27 of 28 people found the following review helpful
5.0 out of 5 stars All of Us Know More Than Any One of Us Does 26 Nov 2000
By Robert Morris - Published on Amazon.com
Format:Hardcover
Dixon does indeed explain HOW companies thrive by sharing what they know. (She apparently agrees with Derek Bok, former president of Harvard, when responding to irate parents after a tuition increase: "If you think education is expensive, try ignorance.") In her Introduction, she identifies three myths (or assumptions about the idea of knowledge sharing: (1) build it and they will come (the so-called "Field of Dreams Syndrome"), (2) technology can replace face-to-face, and (3) first you have to create a learning culture. "Many of the organizations I studied started with one or more of these assumptions and then had to make corrections to get back on track." She then explains why each myth or assumption is either wrong or inadequate. After that, she observes: My major goal in writing this book is to broaden readers' thinking about how a company might share knowledge. Therefore I discuss many ways in which real companies have successfully transferred knowledge....Another goal is to help readers figure out which of these many systems [subsequently analyzed] would be most effective in their own settings -- how to tell whether BP's Peer Assist would be more effective than Ford's Best Practice Replication." All this in the Introduction (!) which serves as the first of the nine chapters within which her material is organized.

The objective of Dixon's study of ten organizations (ranging from Bechtel to the U.S. Army) was to understand why some knowledge transfer systems are effective...and why others are not. Eventually, she concluded that "These organizations know a great deal about how...but much less about why." Moreover, "Organizations like the ones I have written about in this book, that are on the leading edge of knowledge transfer have been learning on their own, primarily through trial and error." To which I presume to add, that we must understand how to learn if any knowledge (about anything else) is to be gained. Moreover, there are also quite specific skills required when helping others to learn what we know. In her book, Dixon provides a wealth of information which includes cases and examples, a "synthesis that retains the separate voices of the examples", "stories" which preserve the emotions and values of people involved. general principles derived from the cases, and an "articulation" of the reasoning behind the various categories (eg absorptive capacity) inorder to reveal the WHY behind the categories.
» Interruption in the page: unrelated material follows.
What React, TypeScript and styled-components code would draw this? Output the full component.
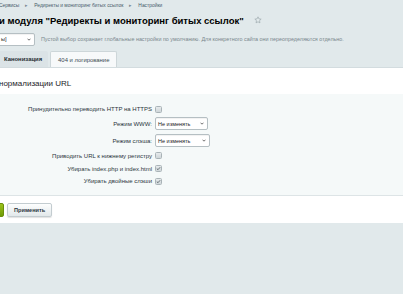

Those who share my high regard for this book are urged to check out Peter Senge's The Fifth Discipline and his more recent The Dance of Change.

14 of 16 people found the following review helpful
5.0 out of 5 stars A Must-Read Book on Knowledge Management 14 April 2000
By G. Thompson - Published on Amazon.com
Format:Hardcover|Amazon Verified Purchase
This is a very important book and (I predict) will have a long-lasting effect on the field of knowledge management. Dixon organizes the field, providing a vocabulary and a framework for what is emerging in leading edge companies around the globe as a strategic advantage.

The book is beautifully written. The clear examples and case studies illuminate and add depth to her materials. This book should be the first thing that anyone reads who is considering how to transfer the knowledge (both tacit and explicit) that already exists within a company to others in the company who need it. Dixon is careful to point out that she is not providing a "recipe book" ("one size fits all"); rather, she is giving guidance on what works in particular situations and then inviting readers to begin on their own exploration. Dixon describes that exploration as a necessary first step in creating a knowledge transfer system within a company.

Incidentally, her chapter dealing with how knowledge is changing (moving from the "warehouse" model to the "flow of water" model) makes me want to ask her to write another book -- soon -- to expand on her ideas.

A pleasure to read. I have already recommended it to two clients and I intend to tell others about it soon.